Lack of Inclusion: Moral Failure or Moral Slumber

Most people do not wake up every day and decide not to be inclusive of each other in the workplace. If this is so then why are so many private and public sector employees disengaged. Why does every demographic group in the workplace report that they cover by not bringing their full selves to work? Why do we say we recognize and embrace differences in others yet fail to create workplaces where those differences are fully accepted? Why do we know plenty about inclusion but rarely actually do inclusion?

The answer may rest in research behind why people lie by the Behavioral Science Guys, David Maxfield and Joseph Grenny. These best-selling New York Times authors asked some students from a strict, religious school to participate in an experiment about truth telling. The students were given bean bags and asked to throw these objects into holes on a game board. Smaller holes counted for more points while larger holes added up to fewer points. They were instructed to record their scores and report back the results.

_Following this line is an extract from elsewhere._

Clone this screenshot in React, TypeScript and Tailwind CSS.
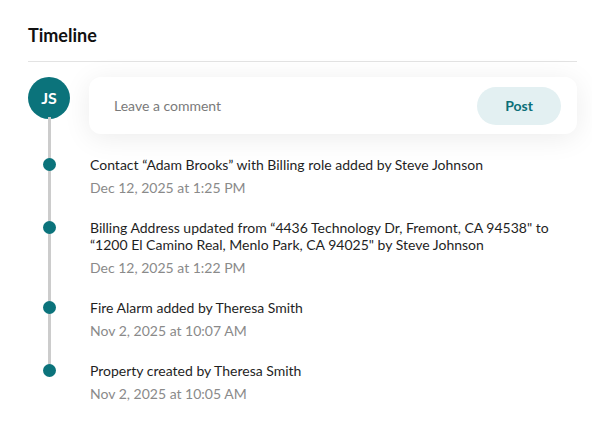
import React from 'react';

type Entry = {
  id: number;
  text: React.ReactNode;
  date: string;
};

const entries: Entry[] = [
  {
    id: 1,
    text: 'Contact “Adam Brooks” with Billing role added by Steve Johnson',
    date: 'Dec 12, 2025 at 1:25 PM',
  },
  {
    id: 2,
    text: 'Billing Address updated from “4436 Technology Dr, Fremont, CA 94538" to “1200 El Camino Real, Menlo Park, CA 94025" by Steve Johnson',
    date: 'Dec 12, 2025 at 1:22 PM',
  },
  {
    id: 3,
    text: 'Fire Alarm added by Theresa Smith',
    date: 'Nov 2, 2025 at 10:07 AM',
  },
  {
    id: 4,
    text: 'Property created by Theresa Smith',
    date: 'Nov 2, 2025 at 10:05 AM',
  },
];

function CommentBox() {
  return (
    <div className="flex items-start gap-[19px]">
      <div className="w-[42px] h-[42px] shrink-0 rounded-full bg-[#0b737b] flex items-center justify-center text-white text-[16px] font-bold">
        JS
      </div>
      <div className="flex-1 h-[57px] rounded-xl bg-white shadow-[0_4px_28px_rgba(0,0,0,0.08)] flex items-center justify-between pl-[25px] pr-[16px]">
        <span className="text-[14px] text-[#7a7a7a]">Leave a comment</span>
        <button className="w-[84px] h-[38px] rounded-full bg-[#e3f0f2] text-[#0b6f78] text-[14px] font-bold">
          Post
        </button>
      </div>
    </div>
  );
}

export default function App() {
  return (
    <div
      className="min-h-screen bg-white pl-[28px] pr-[15px] pt-[23px] text-[#1a1a1a]"
      style={{ fontFamily: 'Lato, "Liberation Sans", sans-serif' }}
    >
      <h2 className="text-[18px] leading-[24px] font-bold text-[#111]">Timeline</h2>
      <div className="mt-[14px] h-px bg-[#e3e3e3]" />

      <div className="relative mt-[15px]">
        <div className="absolute left-[20px] top-[40px] bottom-[36px] w-[3px] bg-[#cccccc]" />

        <CommentBox />

        <div className="mt-[22px] flex flex-col gap-[23px]">
          {entries.map((e) => (
            <div key={e.id} className="relative flex">
              <div className="w-[42px] shrink-0 relative">
                <div className="absolute left-[15px] top-[2px] w-[13px] h-[13px] rounded-full bg-[#0b737b]" />
              </div>
              <div className="ml-[20px] flex-1 min-w-0">
                <p className="text-[14px] leading-[17px] text-[#1f1f1f]">{e.text}</p>
                <p className="mt-[6px] text-[14px] leading-[17px] text-[#8a8a8a]">{e.date}</p>
              </div>
            </div>
          ))}
        </div>
      </div>
    </div>
  );
}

What they were not told was they were being videotaped during the contest. After all the scores were tabulated and then verified against the videotape evidence, 80% of the students lied when it came to reporting their actual scores with many of them embellishing their initial calculations. Maybe these young people forgot the 9th Commandment, “thou shalt not bear false witness against your neighbor.” Ironically, many of the students who participated in the experiment had just come out of Bible study class.

Maxfield and Grenny continued their analysis by asking another group of students from the same religious setting, to play the bean bag game only with a different twist. These students were asked to sign a pledge prior to the match that they would disclose their actual scores. This time the results came in a little differently. 80% of the students revealed their genuine outcomes by telling the truth. To no one’s surprise, the scores were much lower than the earlier tallies.

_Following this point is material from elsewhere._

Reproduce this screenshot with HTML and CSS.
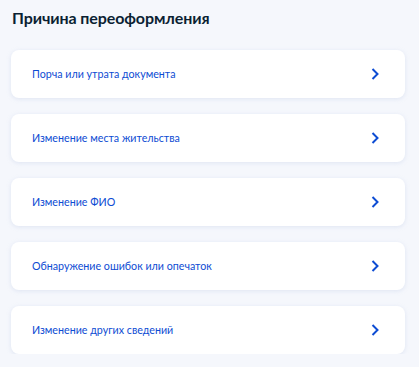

The biggest takeaway from the Maxfield and Grenny investigation is that our moral failures are not the result of some ethical defect but due to moral inattentiveness. Most of the students played by the rules when reminded of their ethical pledge to not cheat. According to Maxfield and Grenny, we do not need to reinvent ourselves to do the right thing. We only need reminders to keep us on the right track.

Just as most people are not born liars, neither are most people intentionally biased. As products of our own histories and experiences, we are programmed to see the world from our own narrow comfort zones. This is why we must be constantly reminded to recognize and embrace differences because it is not a natural thing to do.

This unconscious tendency to view people and things as we see them and not as they really are can lead to this game of my pain is bigger than yours. We start pointing fingers at each other as we divide our bias into good and bad camps. The problem with this blame the victim and oppressor approach is that it often times drives the bias deeper to a level that stops the conversation. Once that happens, all bets are off as neither party may have another opportunity to address the situation as a collective outcome.

Our propensity to see bias from such a defensive position is not so much a moral failure but a moral attention deficit disorder. The only way to combat this malady is to build workplaces where inclusion is a consistent crucial conversation. These discussions can take the form of trainings, blog posts, web articles, executive pep talks, performance reviews, team meetings, onboarding, exit interviews, development programs, coaching and mentoring consultations. Inclusion has to permeate every part of the organization’s culture and climate in order to serve as our moral wake up call to incorporate it into our everyday routines.

We do not need any more mission statements, rules, regulations, executive orders or diversity police to build more inclusive workplaces. What we need are deep emotional connections among our colleagues to persuade ourselves we are not different from each other. We are different like each other.

Inclusion, it is simply the right thing to do. Let’s all try to remind each other not to forget that.